La dimension réelle du quartier des Halles a pu être mesurée à son échelle véritable à l'occasion des études engagées à la fois par les concurrents, par les équipes techniques de la Mairie, notamment la SEM Paris-Centre, et par de nombreuses associations. Les Halles font le lien entre tous les quartiers du centre de Paris et les voies automobiles souterraines qui les traversent permettent de décongestionner le trafic en surface. Le projet en cours pourrait faire disparaître ces échappatoires alors que les embouteillages sont accrus par les choix de la municipalité en défaveur de l'automobile - un gage donné aux Verts.

Or M. Delanoë se retrouve aujourd'hui en porte-à-faux avec les mêmes Verts. Ceux-ci n'ont pas fait mystère de leur préférence pour le projet Mangin, en apparence le plus proche de leurs préoccupations territoriales. La société propriétaire du centre commercial, Unibail, a elle aussi exigé l'adoption du projet Mangin, menaçant dans le cas contraire de faire "la guerre" à la municipalité.

Le choix du lauréat risque donc d'être dicté par des considérations électorales, alors que le maire a pour mission d'arbitrer en faveur d'un projet d'envergure nationale, à la mesure réelle du quartier et d'une métropole candidate aux Jeux olympiques de 2012.

Les erreurs de communication et d'organisation n'ont pas manqué, qui ont fait passer ce marché d'études de définition, souple et révisable, pour un projet architectural ferme et définitif. Les enjeux du concours et l'écho qu'il a finalement rencontré (125 000 visiteurs à l'exposition des projets, dont 10 000 ont donné leur avis) ont été sous-estimés. Les partisans de la solution Mangin peuvent donc croire qu'il s'agit d'un projet bien ficelé et finalisable sans grand problème dans la forme paisible qui leur est présentée.
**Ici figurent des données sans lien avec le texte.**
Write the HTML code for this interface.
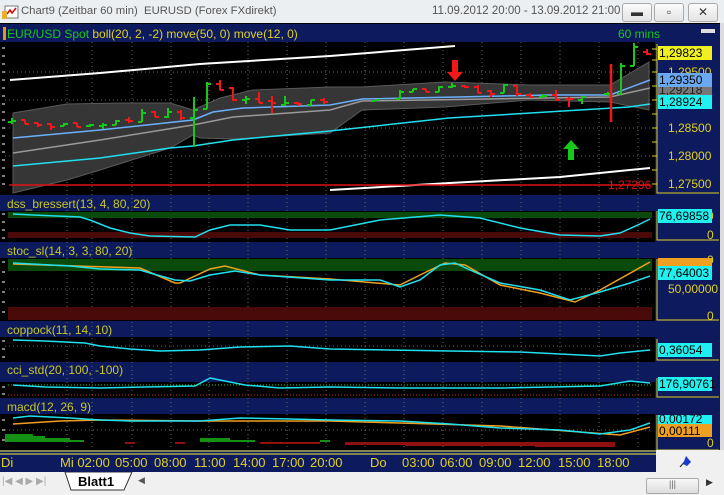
<!DOCTYPE html>
<html><head><meta charset="utf-8"><style>
body{margin:0;width:724px;height:495px;overflow:hidden;background:#f0f0f0;font-family:"Liberation Sans",sans-serif;position:relative}
.a{position:absolute}
.btn{position:absolute;top:3px;width:28px;height:17px;border:1px solid #aaa;border-radius:3px;background:linear-gradient(#fbfbfb,#e4e4e4);font-size:12px;text-align:center;line-height:16px;color:#333}
</style></head><body>
<div class="a" style="left:0;top:0;width:724px;height:23px;background:#eceff2"></div>
<svg class="a" style="left:2px;top:3px" width="18" height="17"><rect x="3" y="3" width="13" height="12" fill="#fff" stroke="#777"/><path d="M5 11 L8 7 L10 10 L14 5" stroke="#d00" fill="none" stroke-width="1.5"/><rect x="0" y="8" width="5" height="8" fill="#e6b030"/></svg>
<div class="a" style="left:21px;top:5px;font-size:11.3px;color:#555">Chart9 (Zeitbar 60 min)&nbsp; EURUSD (Forex FXdirekt)</div>
<div class="a" style="left:432px;top:5px;font-size:11.5px;color:#555">11.09.2012 20:00 - 13.09.2012 21:00</div>
<div class="btn" style="left:622px">▬</div><div class="btn" style="left:654px">▫</div><div class="btn" style="left:688px">✕</div>

<svg class="a" style="left:0;top:23px" width="724" height="449" viewBox="0 23 724 449" font-family="Liberation Sans" font-size="12">
<rect x="0" y="23" width="720" height="449" fill="#000"/>
<rect x="720" y="23" width="4" height="449" fill="#dcdcdc"/>
<g fill="#0d1a5e">
<rect x="0" y="24" width="720" height="18"/><rect x="0" y="195" width="720" height="16"/><rect x="0" y="242" width="720" height="16"/>
<rect x="0" y="321" width="720" height="16"/><rect x="0" y="362" width="720" height="20"/><rect x="0" y="398" width="720" height="16"/>
<rect x="655" y="42" width="65" height="410"/>
</g>
<g stroke="#666" stroke-dasharray="1,3">
<path d="M67 42V450M92 42V450M132 42V450M171 42V450M209 42V450M248 42V450M287 42V450M326 42V450M365 42V450M404 42V450M443 42V450M482 42V450M521 42V450M560 42V450M599 42V450M638 42V450"/>
<path d="M5 72H652M5 100H652M5 128H652M5 156H652M5 289H652M5 346H652M5 430H652"/>
</g>
<path d="M13 113 L67 104 L123 103 L170 103 L193 110 L220 98 L253 90 L330 87 L362 87 L445 82 L529 85 L610 85 L649 62 L649 110 L610 102 L529 100 L445 107 L362 110 L330 133 L233 139 L200 138 L193 135 L170 148 L100 170 L67 180 L13 193Z" fill="#363636" stroke="#5a5a5a"/>
<rect x="3" y="27" width="3" height="13" fill="#f0901c"/>
<text x="7" y="38" fill="#18c818">EUR/USD Spot <tspan fill="#e0d020">boll(20, 2, -2) move(50, 0) move(12, 0)</tspan></text>
<text x="618" y="38" fill="#18c818">60 mins</text>
<rect x="701" y="29" width="14" height="4" fill="#ddd"/>
<g fill="#c8c820">
<text x="7" y="208">dss_bressert(13, 4, 80, 20)</text><text x="7" y="255">stoc_sl(14, 3, 3, 80, 20)</text>
<text x="7" y="334">coppock(11, 14, 10)</text><text x="7" y="374">cci_std(20, 100, -100)</text><text x="7" y="411">macd(12, 26, 9)</text>
</g>
<g stroke="#fff"><path d="M2 48h3M2 56h3M2 64h3M2 72h3M2 80h3M2 88h3M2 96h3M2 104h3M2 112h3M2 120h3M2 128h3M2 136h3M2 144h3M2 152h3M2 160h3M2 168h3M2 176h3M2 184h3M2 214h3M2 222h3M2 230h3M2 238h3M2 262h3M2 272h3M2 282h3M2 292h3M2 302h3M2 312h3M2 341h3M2 349h3M2 357h3M2 387h3M2 394h3M2 420h3M2 430h3M2 440h3"/></g>
<path d="M10 80 L100 73 L200 64 L330 56 L455 46" stroke="#fff" stroke-width="2" fill="none"/>
<path d="M330 190 L450 183 L560 177 L650 168" stroke="#fff" stroke-width="2" fill="none"/>
<path d="M9 185H650" stroke="#e01010" stroke-width="1.5"/>
<path d="M13 153 L100 140 L193 125 L233 117 L330 110 L362 101 L610 97 L650 88" stroke="#999" stroke-width="1.5" fill="none"/>
<path d="M13 138 L100 130 L193 120 L213 112 L243 108 L330 105 L362 99 L550 95 L610 95 L650 80" stroke="#6ab0ff" stroke-width="1.5" fill="none"/>
<path d="M13 166 L100 158 L170 148 L193 146 L233 140 L330 131 L449 118 L629 107 L650 104" stroke="#20e0f0" stroke-width="1.5" fill="none"/>
<g stroke-width="2" fill="none">
<g stroke="#18c818">
<path d="M12 118V124M8 122H12M12 121H16"/><path d="M64 123V126M60 126H64M64 124H68"/><path d="M90 124V127M86 126H90M90 125H94"/><path d="M103 123V129M99 126H103M103 125H107"/><path d="M116 120V125M112 125H116M116 121H120"/><path d="M142 109V122M138 122H142M142 113H146"/><path d="M168 108V118M164 117H168M168 112H172"/><path d="M194 97V147M190 118H194M194 110H198"/><path d="M207 82V109M203 109H207M207 84H211"/><path d="M246 96V104M242 100H246M246 99H250"/><path d="M285 96V106M281 105H285M285 103H289"/><path d="M311 100V105M307 105H311M311 100H315"/><path d="M375 100V101M371 101H375M375 100H379"/><path d="M400 90V99M396 99H400M400 92H404"/><path d="M413 89V92M409 92H413M413 89H417"/><path d="M439 86V92M435 92H439M439 87H443"/><path d="M452 83V88M448 87H452M452 86H456"/><path d="M504 84V93M500 93H504M504 85H508"/><path d="M543 94V97M539 97H543M543 96H547"/><path d="M582 96V104M578 100H582M582 97H586"/><path d="M608 92V96M604 94H608M608 94H612"/><path d="M621 63V94M617 94H621M621 66H625"/><path d="M634 43V66M630 66H634M634 47H638"/>
</g>
<g stroke="#f01818">
<path d="M25 120V124M21 120H25M25 124H29"/><path d="M38 123V127M34 123H38M38 125H42"/><path d="M51 124V130M47 124H51M51 127H55"/><path d="M77 123V127M73 123H77M77 127H81"/><path d="M129 117V123M125 120H129M129 121H133"/><path d="M155 111V117M151 112H155M155 117H159"/><path d="M181 110V120M177 112H181M181 118H185"/><path d="M220 80V90M216 84H220M220 90H224"/><path d="M233 87V101M229 88H233M233 100H237"/><path d="M259 92V103M255 99H259M259 103H263"/><path d="M272 96V113M268 101H272M272 103H276"/><path d="M298 102V106M294 103H298M298 104H302"/><path d="M324 98V104M320 100H324M324 102H328"/><path d="M426 89V92M422 89H426M426 92H430"/><path d="M465 85V88M461 86H465M465 87H469"/><path d="M478 85V93M474 87H478M478 93H482"/><path d="M491 90V97M487 91H491M491 94H495"/><path d="M517 85V96M513 86H517M517 94H521"/><path d="M530 93V98M526 95H530M530 97H534"/><path d="M556 90V100M552 95H556M556 100H560"/><path d="M569 97V107M565 99H569M569 99H573"/><path d="M647 49V55M643 52H647M647 54H651"/>
</g>
<path d="M611 64V122" stroke="#f01818" stroke-width="2.5"/>
</g>
<path d="M452 60h6v12h5l-8 9-8-9h5z" fill="#f01818"/>
<path d="M571 140l8 9h-5v11h-6v-11h-5z" fill="#18c818"/>
<text x="608" y="189" fill="#e01010">1,27296</text>
<path d="M657 44V193H719" stroke="#e0d020" fill="none"/>
<g stroke="#e0d020"><path d="M652 49h5M652 60h5M652 72h5M652 86h5M652 100h5M652 114h5M652 128h5M652 142h5M652 156h5M652 170h5M652 184h5"/></g>
<g fill="#e0d020" font-size="12"><text x="668" y="76">1,29500</text><text x="668" y="104">1,29000</text><text x="668" y="132">1,28500</text><text x="668" y="160">1,28000</text><text x="668" y="188">1,27500</text></g>
<rect x="658" y="84" width="54" height="12" fill="#777"/><text x="659" y="94" fill="#222">1,29218</text>
<rect x="658" y="46" width="54" height="14" fill="#f0f020"/><text x="659" y="57" fill="#000">1,29823</text>
<rect x="658" y="73" width="54" height="14" fill="#6aa8f0"/><text x="659" y="84" fill="#000">1,29350</text>
<rect x="658" y="95" width="54" height="14" fill="#20f0f0"/><text x="659" y="106" fill="#000">1,28924</text>
<rect x="8" y="212" width="644" height="6" fill="#0a4a0a"/><rect x="8" y="232" width="644" height="6" fill="#4a0a0a"/>
<path d="M13 214 L33 215 L80 217 L90 220 L110 228 L130 233 L150 236 L195 237 L210 230 L230 225 L260 225 L290 230 L330 230 L380 220 L440 215 L480 218 L520 228 L560 235 L600 236 L620 233 L640 224 L650 219" stroke="#20e0f0" stroke-width="1.5" fill="none"/>
<path d="M657 211V240H719" stroke="#e0d020" fill="none"/>
<text x="707" y="220" fill="#e0d020">0</text>
<rect x="658" y="209" width="54" height="14" fill="#20f0f0"/><text x="659" y="220" fill="#000">76,69858</text>
<text x="707" y="239" fill="#e0d020">0</text>
<rect x="8" y="259" width="644" height="12" fill="#0a4a0a"/><rect x="8" y="307" width="644" height="13" fill="#4a0a0a"/>
<path d="M13 264 L140 268 L175 283 L180 283 L210 269 L225 266 L260 275 L330 279 L400 285 L420 275 L445 263 L465 265 L500 285 L540 293 L575 302 L600 290 L650 262" stroke="#f0a020" stroke-width="1.5" fill="none"/>
<path d="M13 263 L70 266 L100 269 L140 270 L150 273 L175 280 L190 281 L210 275 L235 271 L260 275 L330 280 L380 280 L400 287 L420 280 L440 265 L455 263 L470 270 L500 283 L540 290 L570 300 L600 292 L630 283 L650 276" stroke="#20e0f0" stroke-width="1.5" fill="none"/>
<path d="M657 259V320H719" stroke="#e0d020" fill="none"/>
<text x="707" y="264" fill="#e0d020">0</text>
<rect x="658" y="258" width="54" height="8" fill="#f0a020"/>
<rect x="658" y="266" width="54" height="14" fill="#20f0f0"/><text x="659" y="277" fill="#000">77,64003</text>
<text x="668" y="293" fill="#e0d020">50,00000</text><text x="707" y="320" fill="#e0d020">0</text>
<path d="M13 340 L45 341 L85 343 L100 346 L130 349 L160 351 L200 350 L240 347 L290 346 L330 349 L450 351 L520 352 L600 356 L620 353 L650 350" stroke="#20e0f0" stroke-width="1.5" fill="none"/>
<path d="M657 339V360H719" stroke="#e0d020" fill="none"/>
<text x="668" y="353" fill="#e0d020">0,00000</text>
<rect x="658" y="343" width="54" height="14" fill="#20f0f0"/><text x="659" y="354" fill="#000">0,36054</text>
<path d="M8 385H652" stroke="#20d020" stroke-dasharray="1,2"/><path d="M8 395H652" stroke="#d02020" stroke-dasharray="1,2"/>
<path d="M13 385 L45 387 L100 388 L195 386 L210 378 L230 382 L245 385 L280 388 L330 387 L400 388 L500 388 L600 386 L630 381 L650 383" stroke="#20e0f0" stroke-width="1.5" fill="none"/>
<path d="M657 378V397H719" stroke="#e0d020" fill="none"/>
<rect x="658" y="377" width="54" height="14" fill="#20f0f0"/><text x="659" y="388" fill="#000">176,90761</text>
<g fill="#149014"><rect x="5" y="434" width="28" height="8"/><rect x="33" y="436" width="12" height="6"/><rect x="45" y="438" width="25" height="4"/><rect x="70" y="440" width="14" height="2"/><rect x="200" y="438" width="30" height="4"/><rect x="230" y="440" width="25" height="2"/><rect x="320" y="440" width="10" height="2"/></g>
<g fill="#901010"><rect x="125" y="442" width="10" height="2"/><rect x="175" y="442" width="10" height="2"/><rect x="260" y="442" width="60" height="2"/><rect x="345" y="442" width="60" height="3"/><rect x="405" y="442" width="130" height="4"/><rect x="535" y="442" width="80" height="5"/></g>
<path d="M13 424 L60 421 L100 420 L200 421 L330 421 L400 423 L500 426 L580 432 L620 435 L650 427" stroke="#f0a020" stroke-width="1.5" fill="none"/>
<path d="M13 418 L30 416 L70 418 L100 420 L130 421 L200 421 L240 418 L290 419 L330 420 L400 421 L450 424 L500 428 L560 430 L600 434 L630 430 L650 423" stroke="#20e0f0" stroke-width="1.5" fill="none"/>
<path d="M657 415V450H719" stroke="#e0d020" fill="none"/>
<text x="668" y="426" fill="#e0d020">0,00000</text>
<rect x="658" y="415" width="54" height="9" fill="#20f0f0"/><text x="659" y="423" fill="#000">0,00172</text>
<rect x="658" y="424" width="54" height="13" fill="#f0a020"/><text x="659" y="435" fill="#000">0,00111</text>
<text x="707" y="447" fill="#e0d020">0</text>
<rect x="0" y="450" width="656" height="22" fill="#0d1a5e"/>
<path d="M0 451H656M0 454H656" stroke="#f0f040"/>
<rect x="656" y="450" width="68" height="22" fill="#f0f0f0"/>
<g fill="#e0d020" font-size="13"><text x="1" y="467">Di</text><text x="60" y="467">Mi 02:00</text><text x="115" y="467">05:00</text><text x="154" y="467">08:00</text><text x="194" y="467">11:00</text><text x="233" y="467">14:00</text><text x="272" y="467">17:00</text><text x="310" y="467">20:00</text><text x="370" y="467">Do</text><text x="402" y="467">03:00</text><text x="440" y="467">06:00</text><text x="479" y="467">09:00</text><text x="518" y="467">12:00</text><text x="558" y="467">15:00</text><text x="597" y="467">18:00</text></g>
<path d="M680 467l7-8" stroke="#222"/><path d="M686 456l5 6-4 4-4-2z" fill="#1a3ad0"/>
</svg>
<div class="a" style="left:0;top:472px;width:724px;height:23px;background:#f0f0f0"></div>
<div class="a" style="left:2px;top:476px;white-space:nowrap;color:#aaa;font-size:10px">|◀ ◀ ▶ ▶|</div>
<svg class="a" style="left:62px;top:472px" width="75" height="20"><path d="M3 0L9 18H62L70 0Z" fill="#fff" stroke="#333"/></svg>
<div class="a" style="left:78px;top:474px;font-size:13px;font-weight:bold;color:#000">Blatt1</div>
<div class="a" style="left:138px;top:475px;font-size:9px;color:#555">◀</div>
<div class="a" style="left:646px;top:478px;width:51px;height:14px;border:1px solid #aaa;border-radius:2px;background:linear-gradient(#f8f8f8,#ddd);font-size:9px;text-align:center;color:#666">|||</div>
<div class="a" style="left:706px;top:477px;font-size:9px;color:#333">▶</div>
</body></html>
Or il s'agit bien, pour lui comme pour les autres, d'une simple étude, appelée à évoluer sur quelque dix années et qui, selon l'organisation des différentes phases du chantier (le phasage), peut conduire, une fois le premier coup parti, à de fâcheuses déconvenues.

Si la même mise en garde peut valoir pour les projets de Nouvel et Koolhaas, ces deux propositions ont un mérite commun : l'ambition. Une ambition qui s'inscrit dans une lignée de choix audacieux pour Paris, de Louis XIV à Eugène Claudius Petit en passant par Haussmann. Car c'est bien à cette aune qu'il faut mesurer le projet des Halles.


URBANISME DE RÉCONCILIATION


Jacques Chirac, en son temps, a exercé sa responsabilité de maire de Paris dans le sens d'une perpétuation de l'échelle haussmannienne, sans grande sensibilité architecturale, jusqu'à ce que la présidence lui donne l'occasion de lancer le Musée des arts premiers (confié à Jean Nouvel).

Voici venu le temps de Bertrand Delanoë et de l'épreuve de vérité. Au-delà des pressions de tous bords, il a tous les éléments pour mesurer le caractère faussement anodin du projet Mangin, dont le phasage sera difficile et la formalisation complexe.

Le phasage ne sera pas plus aisé avec le projet de Nouvel qu'avec celui de Mangin. Mais l'équipe du plus célèbre des architectes français a vraiment pris la mesure métropolitaine du quartier, elle a compris ses enjeux, son inscription dans l'histoire du paysage parisien. L'ambition, qui lui est reprochée, ne peut être réduite à des discussions de marchands de tapis mal lunés. Comme celui de Mangin, c'est un projet qui évoluera nécessairement dans le temps. Mais tous les ingrédients sont là pour éviter l'impasse, si l'on accepte l'idée qu'il modulera sa proposition en fonction des moyens de la ville et des investisseurs.

Reste Rem Koolhaas, alter ego hollandais de Nouvel. Son projet, tout aussi ambitieux, est cependant très différent. Les liens du quartier avec les différents niveaux de sous-sol sont remarquablement étudiés et leurs problèmes résolus sans emphase mais sans complexe.

Koolhaas abandonne l'idée de nappes souterraines et supérieures qui seraient réunies par des procédés classiques de cosmétique urbaine. A la place des nappes, il suggère un urbanisme de réconciliation entre le sous-sol et les jardins. En étudiant et en fractionnant les fonctions, il évite l'écueil d'un phasage difficile du chantier.

Quant à lui reprocher le formalisme coloré de ses édifices, qu'on y voie de petites tours, des derricks, des flacons, des cheminées ou des enseignes, c'est une fois encore confondre étude de définition et projet d'architecture. Les mètres carrés de verdure sont là, il ne faut pas se focaliser sur les couleurs de convention des maquettes.

Choisir les grandes ambitions de Nouvel, l'intelligence et l'imaginaire de Koolhaas, ou revenir au pré carré des habitudes parisiennes et aux jacqueries locales ? Tel est l'enjeu pour Bertrand Delanoë à l'heure de décider l'avenir du cœur de Paris.